After rock bottom rates in 2016, rate levels are maintaining their recovery through 2017.
Container shipping is fast becoming a carriers’ market and with the extra pricing power gained by industry consolidation, alliances and better supply-demand fundamentals, the stage is set for continued rate recovery.
Maritime analyst Drewry said headhaul trades that were most important to carrier revenues were staging a broad recovery from the rock-bottom rate levels of last year and that this was likely to continue for the balance of 2017.
Carriers have been able to secure higher trans-Pacific service contracts for the 2017–18 season, with prices around $1,200 per FEU to the West Coast, compared with about $800 to $900 per FEU in the prior season.

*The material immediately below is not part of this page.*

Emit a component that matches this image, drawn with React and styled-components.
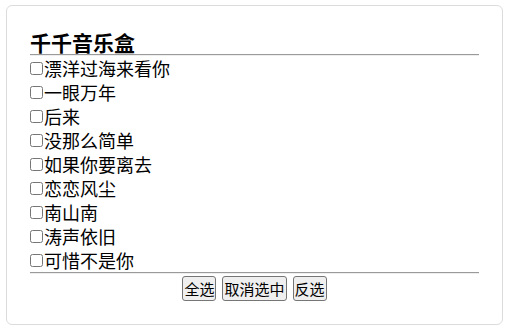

“Due to the higher 2016 second-half rates the comparisons will get tougher as the year goes on, which will put an end to the very high year-over-year increases, but even if they plateau or start decreasing in the fourth-quarter 2017 they will still be higher than in 2016 as a whole,” Drewry said in its Container Insight Weekly.
“This year is one of huge correction after a disastrous 2016 for rates, buoyed at the same time by better supply and demand fundamentals,” the analyst said. “While there is still some ground to be made up to get above pre-2015 levels there is no doubt that the pendulum is swinging quite fast towards a carriers’ market.”